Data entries

══════════

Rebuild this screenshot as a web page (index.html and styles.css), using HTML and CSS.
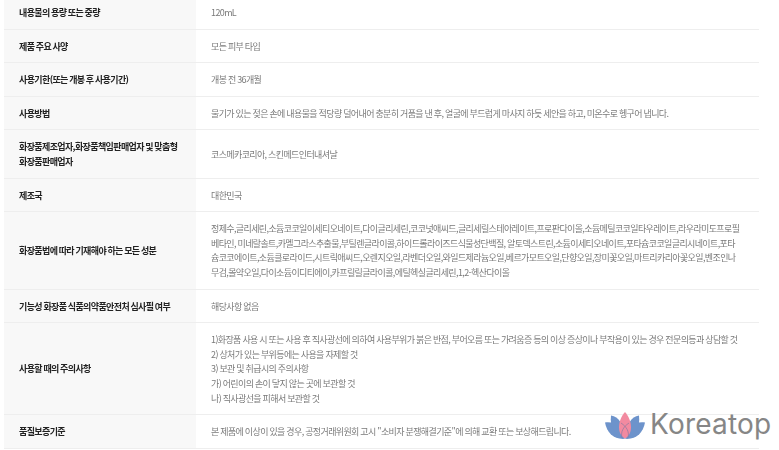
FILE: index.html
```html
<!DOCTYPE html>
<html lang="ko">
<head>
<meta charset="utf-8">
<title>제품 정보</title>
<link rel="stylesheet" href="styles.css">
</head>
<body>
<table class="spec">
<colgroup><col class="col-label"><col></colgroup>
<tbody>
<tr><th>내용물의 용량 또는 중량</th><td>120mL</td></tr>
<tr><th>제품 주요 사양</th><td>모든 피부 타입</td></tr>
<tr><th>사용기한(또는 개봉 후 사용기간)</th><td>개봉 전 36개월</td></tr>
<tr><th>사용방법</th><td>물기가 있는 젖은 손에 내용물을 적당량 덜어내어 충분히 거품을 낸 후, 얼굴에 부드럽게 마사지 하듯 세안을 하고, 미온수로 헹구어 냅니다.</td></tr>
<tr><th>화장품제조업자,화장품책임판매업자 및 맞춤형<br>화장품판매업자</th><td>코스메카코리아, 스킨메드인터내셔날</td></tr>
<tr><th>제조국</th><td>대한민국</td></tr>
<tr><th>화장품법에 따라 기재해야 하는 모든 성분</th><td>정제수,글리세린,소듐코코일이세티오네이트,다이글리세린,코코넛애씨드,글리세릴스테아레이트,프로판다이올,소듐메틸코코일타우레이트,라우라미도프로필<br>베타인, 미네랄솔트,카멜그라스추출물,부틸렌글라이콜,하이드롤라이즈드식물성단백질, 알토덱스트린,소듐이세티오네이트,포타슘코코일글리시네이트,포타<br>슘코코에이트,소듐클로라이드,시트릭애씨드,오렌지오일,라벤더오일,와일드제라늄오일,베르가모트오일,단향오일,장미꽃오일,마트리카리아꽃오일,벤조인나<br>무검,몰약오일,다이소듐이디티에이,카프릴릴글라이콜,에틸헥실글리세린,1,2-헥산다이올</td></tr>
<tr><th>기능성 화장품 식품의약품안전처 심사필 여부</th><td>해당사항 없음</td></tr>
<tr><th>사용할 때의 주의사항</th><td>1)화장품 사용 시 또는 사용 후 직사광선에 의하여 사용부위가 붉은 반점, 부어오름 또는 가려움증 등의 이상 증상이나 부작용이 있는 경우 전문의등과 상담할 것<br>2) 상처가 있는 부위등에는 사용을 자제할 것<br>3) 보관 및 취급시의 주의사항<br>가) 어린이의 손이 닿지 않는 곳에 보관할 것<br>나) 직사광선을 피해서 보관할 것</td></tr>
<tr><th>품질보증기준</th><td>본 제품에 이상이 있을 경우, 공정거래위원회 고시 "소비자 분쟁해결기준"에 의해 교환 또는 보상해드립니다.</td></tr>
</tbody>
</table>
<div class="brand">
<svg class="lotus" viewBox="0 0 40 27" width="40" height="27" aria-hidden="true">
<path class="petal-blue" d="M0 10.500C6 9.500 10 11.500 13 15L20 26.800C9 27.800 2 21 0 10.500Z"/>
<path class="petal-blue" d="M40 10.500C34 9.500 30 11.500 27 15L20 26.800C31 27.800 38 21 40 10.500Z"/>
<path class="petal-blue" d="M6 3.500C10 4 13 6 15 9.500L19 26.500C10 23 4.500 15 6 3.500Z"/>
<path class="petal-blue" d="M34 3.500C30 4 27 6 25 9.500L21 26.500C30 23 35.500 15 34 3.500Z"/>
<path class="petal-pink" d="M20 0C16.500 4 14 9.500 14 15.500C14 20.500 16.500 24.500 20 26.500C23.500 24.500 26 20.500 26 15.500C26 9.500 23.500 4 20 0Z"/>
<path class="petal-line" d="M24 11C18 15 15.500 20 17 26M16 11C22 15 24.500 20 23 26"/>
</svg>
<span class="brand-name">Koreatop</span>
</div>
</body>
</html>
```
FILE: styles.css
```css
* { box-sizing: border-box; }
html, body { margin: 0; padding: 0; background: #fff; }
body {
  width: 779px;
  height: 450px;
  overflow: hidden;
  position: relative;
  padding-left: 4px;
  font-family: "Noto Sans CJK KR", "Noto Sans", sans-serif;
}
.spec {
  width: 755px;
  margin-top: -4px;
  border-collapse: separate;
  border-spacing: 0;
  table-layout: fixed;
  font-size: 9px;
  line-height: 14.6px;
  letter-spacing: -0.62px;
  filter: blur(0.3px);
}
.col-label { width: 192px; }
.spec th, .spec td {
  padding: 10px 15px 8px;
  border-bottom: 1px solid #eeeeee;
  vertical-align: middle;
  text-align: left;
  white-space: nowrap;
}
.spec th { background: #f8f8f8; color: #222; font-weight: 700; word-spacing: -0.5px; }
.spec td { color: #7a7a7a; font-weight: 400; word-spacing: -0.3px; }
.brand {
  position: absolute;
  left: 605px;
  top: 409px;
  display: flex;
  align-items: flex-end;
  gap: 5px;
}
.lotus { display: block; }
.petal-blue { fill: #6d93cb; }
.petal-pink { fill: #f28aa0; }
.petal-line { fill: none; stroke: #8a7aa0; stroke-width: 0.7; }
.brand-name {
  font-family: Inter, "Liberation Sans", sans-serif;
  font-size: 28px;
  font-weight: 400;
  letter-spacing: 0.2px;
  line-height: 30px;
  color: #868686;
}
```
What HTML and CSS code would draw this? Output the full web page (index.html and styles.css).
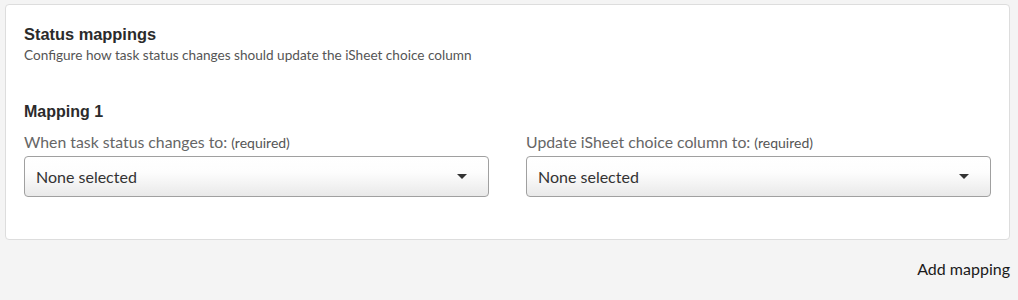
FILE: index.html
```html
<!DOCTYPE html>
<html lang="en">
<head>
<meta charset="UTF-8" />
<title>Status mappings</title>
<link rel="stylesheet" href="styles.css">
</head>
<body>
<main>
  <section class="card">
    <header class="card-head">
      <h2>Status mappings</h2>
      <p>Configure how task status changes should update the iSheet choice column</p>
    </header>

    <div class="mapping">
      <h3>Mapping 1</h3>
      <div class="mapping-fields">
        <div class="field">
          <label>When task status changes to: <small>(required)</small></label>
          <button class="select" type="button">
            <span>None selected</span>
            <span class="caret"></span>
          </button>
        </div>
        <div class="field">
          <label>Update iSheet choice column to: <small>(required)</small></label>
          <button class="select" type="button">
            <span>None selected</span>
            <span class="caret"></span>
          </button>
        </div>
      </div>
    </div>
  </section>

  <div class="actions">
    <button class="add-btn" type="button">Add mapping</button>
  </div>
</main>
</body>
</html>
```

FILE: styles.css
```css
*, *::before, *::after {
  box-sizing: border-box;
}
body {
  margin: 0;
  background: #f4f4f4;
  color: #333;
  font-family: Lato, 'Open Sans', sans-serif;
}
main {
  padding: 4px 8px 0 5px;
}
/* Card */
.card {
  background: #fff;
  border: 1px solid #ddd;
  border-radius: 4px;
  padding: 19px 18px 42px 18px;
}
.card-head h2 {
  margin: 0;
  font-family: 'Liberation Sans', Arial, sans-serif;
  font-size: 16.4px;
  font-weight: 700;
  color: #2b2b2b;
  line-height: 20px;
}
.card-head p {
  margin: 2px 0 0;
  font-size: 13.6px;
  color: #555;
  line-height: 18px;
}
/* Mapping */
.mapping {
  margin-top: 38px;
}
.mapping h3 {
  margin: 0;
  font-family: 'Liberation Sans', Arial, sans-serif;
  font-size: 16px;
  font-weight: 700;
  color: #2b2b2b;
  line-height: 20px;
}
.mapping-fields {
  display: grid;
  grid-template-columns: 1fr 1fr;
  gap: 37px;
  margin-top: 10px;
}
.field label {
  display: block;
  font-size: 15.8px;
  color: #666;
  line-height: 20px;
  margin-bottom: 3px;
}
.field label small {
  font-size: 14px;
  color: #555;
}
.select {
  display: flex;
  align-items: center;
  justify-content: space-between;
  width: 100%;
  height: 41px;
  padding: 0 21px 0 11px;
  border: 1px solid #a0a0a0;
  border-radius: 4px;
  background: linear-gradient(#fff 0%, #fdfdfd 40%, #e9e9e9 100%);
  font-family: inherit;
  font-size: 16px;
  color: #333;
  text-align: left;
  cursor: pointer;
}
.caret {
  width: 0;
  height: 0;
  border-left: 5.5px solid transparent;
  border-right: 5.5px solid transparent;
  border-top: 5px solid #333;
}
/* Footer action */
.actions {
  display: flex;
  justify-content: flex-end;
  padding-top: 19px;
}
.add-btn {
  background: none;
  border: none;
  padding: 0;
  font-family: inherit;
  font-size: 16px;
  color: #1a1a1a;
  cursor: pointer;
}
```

══════════

▸ Exercise objective:
Locate all lines in the listing above with the word "index" and copy them.

▸ Finished answer:
Rebuild this screenshot as a web page (index.html and styles.css), using HTML and CSS.
FILE: index.html
What HTML and CSS code would draw this? Output the full web page (index.html and styles.css).
FILE: index.html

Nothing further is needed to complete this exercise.